▸ Set exercise: For the listing below, give the count of lines containing the string "this" and nothing else.

_____

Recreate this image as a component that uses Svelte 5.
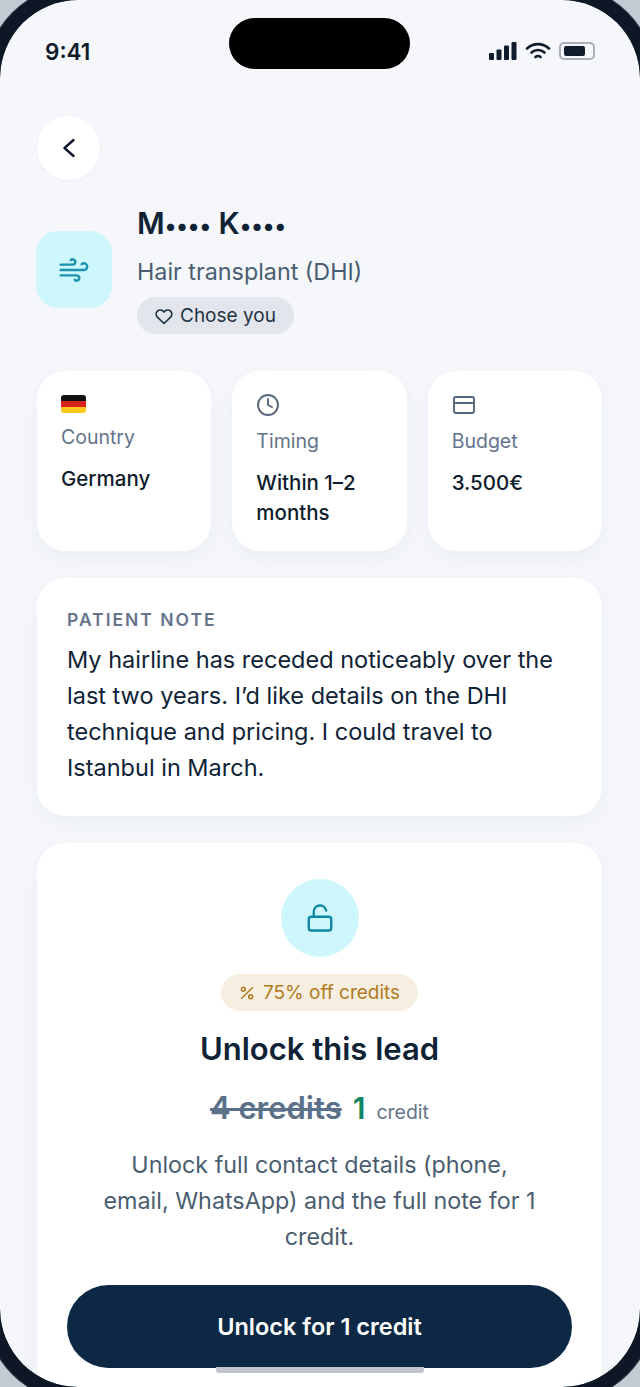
<script>
	const facts = [
		{ key: 'country', label: 'Country', value: 'Germany' },
		{ key: 'timing', label: 'Timing', value: 'Within 1–2 months' },
		{ key: 'budget', label: 'Budget', value: '3.500€' }
	];
</script>

<div class="page">
	<main class="screen">
		<div class="island"></div>

		<div class="status">
			<span class="time">9:41</span>
			<div class="status-icons">
				<svg width="28" height="18" viewBox="0 0 28 18" fill="#101c2c">
					<rect x="0" y="11" width="5" height="7" rx="1" />
					<rect x="7.5" y="7.5" width="5" height="10.5" rx="1" />
					<rect x="15" y="3.5" width="5" height="14.5" rx="1" />
					<rect x="22.5" y="0" width="5" height="18" rx="1" />
				</svg>
				<svg width="26" height="18" viewBox="0 0 26 18" fill="none" stroke="#101c2c" stroke-width="2.6" stroke-linecap="round">
					<path d="M2 6.5a16 16 0 0 1 22 0" />
					<path d="M6.5 10.5a9.5 9.5 0 0 1 13 0" />
					<path d="M10.5 15a3.6 3.6 0 0 1 5 0" />
				</svg>
				<div class="battery"><div class="battery-level"></div></div>
			</div>
		</div>

		<button class="back" aria-label="Back">
			<svg width="24" height="24" viewBox="0 0 24 24" fill="none" stroke="#101c2c" stroke-width="2.4" stroke-linecap="round" stroke-linejoin="round">
				<path d="M16.500 4 7.500 12l9 8" />
			</svg>
		</button>

		<section class="lead">
			<div class="tile">
				<svg width="32" height="32" viewBox="0 0 24 24" fill="none" stroke="#1a93ab" stroke-width="1.8" stroke-linecap="round" stroke-linejoin="round">
					<path d="M17.7 7.7a2.5 2.5 0 1 1 1.8 4.3H2" />
					<path d="M9.6 4.6A2 2 0 1 1 11 8H2" />
					<path d="M12.6 19.4A2 2 0 1 0 14 16H2" />
				</svg>
			</div>
			<div class="lead-text">
				<h1>M<span class="dots">••••</span> K<span class="dots">••••</span></h1>
				<p class="procedure">Hair transplant (DHI)</p>
				<span class="chose">
					<svg width="18" height="18" viewBox="0 0 24 24" fill="none" stroke="#1f3345" stroke-width="2.2" stroke-linecap="round" stroke-linejoin="round">
						<path d="M20.8 5.6a5.5 5.5 0 0 0-7.8 0L12 6.7l-1-1.1a5.5 5.5 0 0 0-7.8 7.8l1 1L12 22l7.800-7.600 1-1a5.500 5.500 0 0 0 0-7.800z" />
					</svg>
					Chose you
				</span>
			</div>
		</section>

		<section class="facts">
			{#each facts as fact (fact.key)}
				<div class="fact" class:flagged={fact.key === 'country'}>
					{#if fact.key === 'country'}
						<div class="flag"></div>
					{:else if fact.key === 'timing'}
						<svg width="24" height="24" viewBox="0 0 24 24" fill="none" stroke="#56687c" stroke-width="1.9" stroke-linecap="round" stroke-linejoin="round">
							<circle cx="12" cy="12" r="10" />
							<path d="M12 6v6l4 2" />
						</svg>
					{:else}
						<svg width="24" height="24" viewBox="0 0 24 24" fill="none" stroke="#56687c" stroke-width="1.9" stroke-linecap="round" stroke-linejoin="round">
							<rect x="2" y="4" width="20" height="16" rx="2" />
							<path d="M2 10h20" />
						</svg>
					{/if}
					<span class="fact-label">{fact.label}</span>
					<span class="fact-value">{fact.value}</span>
				</div>
			{/each}
		</section>

		<section class="note">
			<h2>PATIENT NOTE</h2>
			<p>My hairline has receded noticeably over the last two years. I’d like details on the DHI technique and pricing. I could travel to Istanbul in March.</p>
		</section>

		<section class="unlock">
			<div class="lock">
				<svg width="30" height="30" viewBox="0 0 24 24" fill="none" stroke="#0f86a3" stroke-width="1.9" stroke-linecap="round" stroke-linejoin="round">
					<rect x="3" y="11" width="18" height="11" rx="2" />
					<path d="M7 11V7a5 5 0 0 1 9.900-1" />
				</svg>
			</div>
			<span class="discount">
				<svg width="16" height="16" viewBox="0 0 24 24" fill="none" stroke="#b07a20" stroke-width="2.2" stroke-linecap="round" stroke-linejoin="round">
					<path d="M20 4 4 20" />
					<circle cx="6.500" cy="6.500" r="3" />
					<circle cx="17.500" cy="17.500" r="3" />
				</svg>
				75% off credits
			</span>
			<h2>Unlock this lead</h2>
			<div class="price">
				<s>4 credits</s>
				<strong>1</strong>
				<span>credit</span>
			</div>
			<p>Unlock full contact details (phone, email, WhatsApp) and the full note for 1 credit.</p>
			<button class="cta">Unlock for 1 credit</button>
		</section>

		<div class="home"></div>
	</main>
</div>

<style>
	:global(body) {
		margin: 0;
		background: #c3cad2;
	}

	.page {
		position: relative;
		width: 640px;
		height: 1387px;
		overflow: hidden;
		font-family: Inter, 'Liberation Sans', sans-serif;
		color: #0f2236;
	}

	.page::after {
		content: '';
		position: absolute;
		inset: 0;
		border-radius: 78px;
		box-shadow: 0 0 0 14px #0d1725, 0 0 0 15px #2a3644;
		pointer-events: none;
	}

	.screen {
		position: relative;
		box-sizing: border-box;
		height: 1387px;
		padding: 0 38px 0 37px;
		overflow: hidden;
		background: #f5f7fb;
		border-radius: 78px;
	}

	.island {
		position: absolute;
		top: 18px;
		left: 229px;
		width: 181px;
		height: 51px;
		border-radius: 26px;
		background: #000;
	}

	.status {
		display: flex;
		justify-content: space-between;
		align-items: center;
		height: 18px;
		padding: 42px 7px 0 8px;
	}

	.time {
		font-size: 22.500px;
		font-weight: 600;
		color: #101c2c;
	}

	.status-icons {
		display: flex;
		align-items: center;
		gap: 8px;
	}

	.battery {
		box-sizing: border-box;
		width: 36px;
		height: 18px;
		padding: 2px 3px;
		border: 2px solid #a9afb9;
		border-radius: 5px;
	}

	.battery-level {
		width: 21px;
		height: 10px;
		border-radius: 2px;
		background: #101c2c;
	}

	.back {
		display: flex;
		align-items: center;
		justify-content: center;
		width: 63px;
		height: 64px;
		margin-top: 56px;
		padding: 0;
		border: none;
		border-radius: 50%;
		background: #fff;
		box-shadow: 0 1px 4px rgba(30, 50, 80, 0.04);
	}

	.lead {
		display: flex;
		align-items: flex-start;
		gap: 25px;
		margin-top: 22px;
	}

	.tile {
		display: flex;
		align-items: center;
		justify-content: center;
		flex: none;
		width: 76px;
		height: 77px;
		margin: 29px 0 0 -1px;
		border-radius: 22px;
		background: #cdf7fd;
	}

	.lead-text {
		display: flex;
		flex-direction: column;
		align-items: flex-start;
	}

	.lead-text h1 {
		margin: 0;
		font-size: 30px;
		line-height: 42px;
		font-weight: 600;
		color: #0f2236;
	}

	.dots {
		font-size: 23px;
	}

	.procedure {
		margin: 3px 0 0;
		font-size: 23.300px;
		line-height: 44px;
		color: #4a5d70;
	}

	.chose {
		display: inline-flex;
		align-items: center;
		gap: 7px;
		box-sizing: border-box;
		height: 37px;
		margin-top: 3px;
		padding: 0 18px;
		border-radius: 19px;
		background: #e2e6ec;
		font-size: 19px;
		color: #1f3345;
	}

	.facts {
		display: grid;
		grid-template-columns: repeat(3, 1fr);
		gap: 21px;
		margin-top: 37px;
	}

	.fact {
		display: flex;
		flex-direction: column;
		align-items: flex-start;
		box-sizing: border-box;
		height: 180px;
		padding: 22px 24px;
		border-radius: 28px;
		background: #fff;
		box-shadow: 0 6px 18px rgba(30, 50, 80, 0.05);
	}

	.flag {
		width: 25px;
		height: 18px;
		margin: 2px 0 0;
		border-radius: 3px;
		background: linear-gradient(#111 33%, #d8231f 33% 66%, #fcc81e 66%);
	}

	.fact-label {
		margin-top: 11px;
		font-size: 19.500px;
		line-height: 26px;
		color: #64748b;
	}

	.fact-value {
		margin-top: 14px;
		font-size: 20.500px;
		line-height: 30px;
		font-weight: 500;
		color: #0f1c2c;
	}

	.note {
		box-sizing: border-box;
		height: 238px;
		margin-top: 27px;
		padding: 31px 30px 0;
		border-radius: 28px;
		background: #fff;
		box-shadow: 0 6px 18px rgba(30, 50, 80, 0.05);
	}

	.note h2 {
		margin: 0;
		font-size: 17.500px;
		line-height: 22px;
		font-weight: 600;
		letter-spacing: 2px;
		color: #64748b;
	}

	.note p {
		margin: 11px 0 0;
		font-size: 23.500px;
		line-height: 36px;
		color: #0f2236;
	}

	.unlock {
		display: flex;
		flex-direction: column;
		align-items: center;
		margin-top: 27px;
		padding: 36px 30px 40px;
		border-radius: 28px;
		background: #fff;
		box-shadow: 0 6px 18px rgba(30, 50, 80, 0.05);
	}

	.lock {
		display: flex;
		align-items: center;
		justify-content: center;
		width: 78px;
		height: 78px;
		border-radius: 50%;
		background: #cdf7fd;
	}

	.discount {
		display: inline-flex;
		align-items: center;
		gap: 8px;
		box-sizing: border-box;
		height: 37px;
		margin-top: 17px;
		padding: 0 18px;
		border-radius: 19px;
		background: #f7eee2;
		font-size: 19px;
		color: #b07a20;
	}

	.unlock h2 {
		margin: 18px 0 0;
		font-size: 31px;
		line-height: 40px;
		font-weight: 600;
		color: #0f2236;
	}

	.price {
		display: flex;
		align-items: baseline;
		gap: 11px;
		margin-top: 19px;
	}

	.price s {
		font-size: 31px;
		line-height: 40px;
		font-weight: 600;
		color: #5b7089;
		text-decoration-thickness: 3px;
	}

	.price strong {
		font-size: 30px;
		font-weight: 600;
		color: #12875f;
	}

	.price span {
		font-size: 19.500px;
		color: #64748b;
	}

	.unlock p {
		max-width: 440px;
		margin: 19px 0 0;
		font-size: 23.300px;
		line-height: 36px;
		text-align: center;
		color: #4a5d70;
	}

	.cta {
		flex: none;
		width: 100%;
		height: 83px;
		margin-top: 30px;
		border: none;
		border-radius: 42px;
		background: #0c2844;
		font: inherit;
		font-size: 23.500px;
		font-weight: 600;
		color: #fff;
	}

	.home {
		position: absolute;
		left: 216px;
		top: 1367px;
		width: 208px;
		height: 6px;
		border-radius: 0 0 3px 3px;
		background: #c0c5cd;
	}
</style>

_____

▸ Solution: 2